*Data*:
* * * * * * *

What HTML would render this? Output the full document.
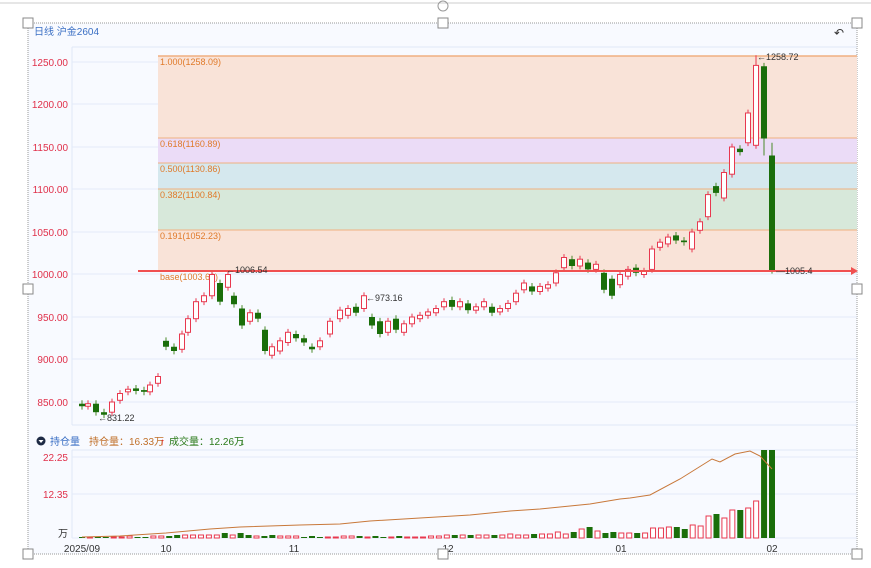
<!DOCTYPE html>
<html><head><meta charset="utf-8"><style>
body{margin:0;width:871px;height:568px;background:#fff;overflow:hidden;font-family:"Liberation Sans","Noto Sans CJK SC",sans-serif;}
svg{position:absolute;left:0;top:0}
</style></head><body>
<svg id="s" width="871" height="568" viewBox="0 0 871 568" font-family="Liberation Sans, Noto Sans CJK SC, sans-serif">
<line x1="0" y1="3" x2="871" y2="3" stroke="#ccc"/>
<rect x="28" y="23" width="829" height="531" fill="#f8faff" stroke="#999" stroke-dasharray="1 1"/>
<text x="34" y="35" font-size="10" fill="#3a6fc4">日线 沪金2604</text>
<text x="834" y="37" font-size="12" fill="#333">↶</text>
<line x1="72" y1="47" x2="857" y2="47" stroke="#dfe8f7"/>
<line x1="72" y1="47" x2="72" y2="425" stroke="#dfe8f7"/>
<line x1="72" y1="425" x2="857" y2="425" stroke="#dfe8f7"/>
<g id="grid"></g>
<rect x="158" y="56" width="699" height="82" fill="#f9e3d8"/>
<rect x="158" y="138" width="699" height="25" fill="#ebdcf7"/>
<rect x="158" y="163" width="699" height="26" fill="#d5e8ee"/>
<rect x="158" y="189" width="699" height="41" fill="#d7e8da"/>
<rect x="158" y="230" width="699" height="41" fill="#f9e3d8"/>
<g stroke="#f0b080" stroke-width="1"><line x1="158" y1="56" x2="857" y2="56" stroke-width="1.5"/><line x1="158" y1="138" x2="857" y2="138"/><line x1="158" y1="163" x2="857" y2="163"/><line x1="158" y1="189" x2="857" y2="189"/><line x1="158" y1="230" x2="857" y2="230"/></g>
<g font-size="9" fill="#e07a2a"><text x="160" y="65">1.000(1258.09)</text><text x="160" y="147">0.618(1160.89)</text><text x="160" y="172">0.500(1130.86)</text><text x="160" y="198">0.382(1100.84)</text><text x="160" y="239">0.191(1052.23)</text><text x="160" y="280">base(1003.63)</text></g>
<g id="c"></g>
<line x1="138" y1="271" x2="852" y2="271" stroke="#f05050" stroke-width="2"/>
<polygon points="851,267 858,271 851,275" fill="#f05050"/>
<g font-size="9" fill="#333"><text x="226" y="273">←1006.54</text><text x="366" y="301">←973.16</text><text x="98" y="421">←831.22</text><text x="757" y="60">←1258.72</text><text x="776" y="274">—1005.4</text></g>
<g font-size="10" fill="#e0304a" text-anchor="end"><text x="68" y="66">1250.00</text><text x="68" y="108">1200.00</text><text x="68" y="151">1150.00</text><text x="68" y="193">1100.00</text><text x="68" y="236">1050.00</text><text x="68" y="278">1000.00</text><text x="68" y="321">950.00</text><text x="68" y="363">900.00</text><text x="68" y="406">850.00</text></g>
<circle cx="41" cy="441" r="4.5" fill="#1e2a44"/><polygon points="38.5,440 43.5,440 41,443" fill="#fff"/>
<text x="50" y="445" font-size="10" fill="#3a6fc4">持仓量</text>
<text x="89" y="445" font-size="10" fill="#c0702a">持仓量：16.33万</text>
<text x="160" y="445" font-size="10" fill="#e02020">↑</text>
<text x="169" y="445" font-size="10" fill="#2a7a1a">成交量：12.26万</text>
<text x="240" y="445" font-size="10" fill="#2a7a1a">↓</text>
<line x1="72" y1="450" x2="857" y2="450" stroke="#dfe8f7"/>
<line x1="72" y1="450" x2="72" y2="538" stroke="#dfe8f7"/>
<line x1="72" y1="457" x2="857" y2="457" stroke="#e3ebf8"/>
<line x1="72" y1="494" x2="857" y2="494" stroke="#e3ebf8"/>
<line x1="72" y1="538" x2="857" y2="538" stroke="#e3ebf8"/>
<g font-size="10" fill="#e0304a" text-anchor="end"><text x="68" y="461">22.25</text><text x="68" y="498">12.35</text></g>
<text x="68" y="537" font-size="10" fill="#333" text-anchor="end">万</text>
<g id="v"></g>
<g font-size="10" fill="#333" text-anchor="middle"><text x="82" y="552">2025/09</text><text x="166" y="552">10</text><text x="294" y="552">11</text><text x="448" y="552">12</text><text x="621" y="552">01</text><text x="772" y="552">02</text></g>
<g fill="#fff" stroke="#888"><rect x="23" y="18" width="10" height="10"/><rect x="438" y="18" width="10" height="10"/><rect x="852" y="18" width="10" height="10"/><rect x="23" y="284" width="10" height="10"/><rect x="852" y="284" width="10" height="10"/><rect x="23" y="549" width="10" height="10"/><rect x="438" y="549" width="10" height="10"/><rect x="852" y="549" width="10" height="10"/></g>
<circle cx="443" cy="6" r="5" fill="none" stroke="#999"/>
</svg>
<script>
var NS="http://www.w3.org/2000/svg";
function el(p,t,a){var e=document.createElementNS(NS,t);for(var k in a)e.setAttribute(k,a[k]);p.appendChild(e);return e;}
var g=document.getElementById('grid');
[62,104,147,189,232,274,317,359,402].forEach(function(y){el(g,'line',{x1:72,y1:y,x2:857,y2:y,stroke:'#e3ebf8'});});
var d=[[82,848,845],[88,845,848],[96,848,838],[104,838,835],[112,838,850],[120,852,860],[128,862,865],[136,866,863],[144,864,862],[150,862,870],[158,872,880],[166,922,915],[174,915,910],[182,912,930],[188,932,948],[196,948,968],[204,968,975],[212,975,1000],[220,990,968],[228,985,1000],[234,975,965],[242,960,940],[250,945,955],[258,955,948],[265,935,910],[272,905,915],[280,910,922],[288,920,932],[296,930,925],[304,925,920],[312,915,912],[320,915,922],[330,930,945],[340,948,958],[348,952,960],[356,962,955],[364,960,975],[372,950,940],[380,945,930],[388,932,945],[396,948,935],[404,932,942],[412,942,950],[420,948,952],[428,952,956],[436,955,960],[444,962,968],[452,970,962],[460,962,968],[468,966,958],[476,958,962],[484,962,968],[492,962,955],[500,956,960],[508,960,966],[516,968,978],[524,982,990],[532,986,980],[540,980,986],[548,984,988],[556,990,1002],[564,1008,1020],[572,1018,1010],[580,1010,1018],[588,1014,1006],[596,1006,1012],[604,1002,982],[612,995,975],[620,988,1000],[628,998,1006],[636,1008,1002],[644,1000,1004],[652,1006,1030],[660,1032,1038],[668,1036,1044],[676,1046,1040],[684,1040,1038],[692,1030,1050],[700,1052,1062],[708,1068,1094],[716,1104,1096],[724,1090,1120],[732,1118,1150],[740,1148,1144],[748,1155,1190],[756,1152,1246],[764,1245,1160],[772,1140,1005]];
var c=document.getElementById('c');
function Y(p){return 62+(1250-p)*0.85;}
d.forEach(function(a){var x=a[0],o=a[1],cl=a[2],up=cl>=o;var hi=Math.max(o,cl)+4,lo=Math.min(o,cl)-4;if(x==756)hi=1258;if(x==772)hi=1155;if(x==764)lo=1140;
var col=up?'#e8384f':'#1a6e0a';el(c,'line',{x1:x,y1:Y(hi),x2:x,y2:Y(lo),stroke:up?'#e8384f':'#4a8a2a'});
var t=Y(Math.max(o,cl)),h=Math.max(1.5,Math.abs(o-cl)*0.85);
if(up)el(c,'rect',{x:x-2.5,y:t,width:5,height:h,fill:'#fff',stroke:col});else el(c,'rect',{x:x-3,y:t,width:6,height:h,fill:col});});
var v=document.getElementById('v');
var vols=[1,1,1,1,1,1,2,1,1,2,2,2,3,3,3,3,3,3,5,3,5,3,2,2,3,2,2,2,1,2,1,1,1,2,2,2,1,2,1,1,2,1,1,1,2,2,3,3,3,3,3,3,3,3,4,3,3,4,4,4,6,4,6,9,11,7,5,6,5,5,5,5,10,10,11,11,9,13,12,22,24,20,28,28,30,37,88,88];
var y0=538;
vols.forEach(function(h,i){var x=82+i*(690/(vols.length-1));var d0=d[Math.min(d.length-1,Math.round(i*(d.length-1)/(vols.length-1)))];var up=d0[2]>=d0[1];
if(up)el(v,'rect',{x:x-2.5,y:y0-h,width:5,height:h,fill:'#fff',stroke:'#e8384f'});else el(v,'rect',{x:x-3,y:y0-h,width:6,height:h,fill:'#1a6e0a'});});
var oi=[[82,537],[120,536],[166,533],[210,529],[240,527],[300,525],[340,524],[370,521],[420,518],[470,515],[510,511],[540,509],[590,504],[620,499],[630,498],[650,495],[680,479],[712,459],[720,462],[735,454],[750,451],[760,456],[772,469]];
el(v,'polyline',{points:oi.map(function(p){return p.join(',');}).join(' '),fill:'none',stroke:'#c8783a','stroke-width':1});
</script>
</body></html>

* * * * * * *

Only a number is needed: how many lines of the material above contain "document"?

*Exercise answer*: 5